Growth and development, especially along a major artery such as Highway 280 is inevitable, and Fort No. 5 is an unfortunate victim of this expansion. Clearly the preservation vision of Mr. Murphy is no longer an option, but it does seem a shame that Fort No. 5 has declined to the state it has. A few additional signs, a well-marked and safe access trail, some site clean-up, and maybe some selective pruning would go a long way to rescuing this piece of history from oblivion. For an aspiring Eagle Scout looking for a project or an enterprising club or class at nearby Central High School interested in service learning, Fort No. 5 appears tailor-made.

Central High School is clearly visible from the backside of the fort.

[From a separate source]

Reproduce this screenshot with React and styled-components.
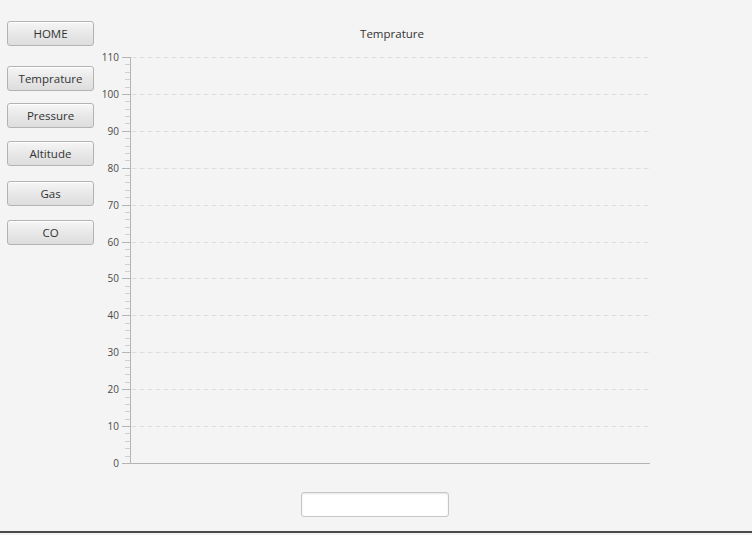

For additional information about the Battle of Columbus and Fort No. 5, please see Charles Misulia, Columbus, Georgia 1865: The Last True Battle of the Civil War, (Tuscaloosa: University of Alabama Press, 2010). Also of interest is Daniel Bellware, “The Last Battle. Period. Really,” Civil War Times Vol. 42 Issue 1, (April 2003). Additional materials, including Murphy’s proposal to make the site a welcome and interpretive center are in the Murphy Collection of the Columbus State University Archives. A video narrated by Vanessa Lewis found at http://www.youtube.com/watch?v=Xkzl3tPL09w is also of interest, although it focuses more on Columbus sites associated with the battle. All these sources were consulted and incorporated in the preparation of this article. The author found reference to, but could not locate, “Review of Fort Gilmer: A Historical Perspective” and “Overview of Fort Gilmer Site.” Both are by Lawrence Jones and would no doubt be of interest to future researchers.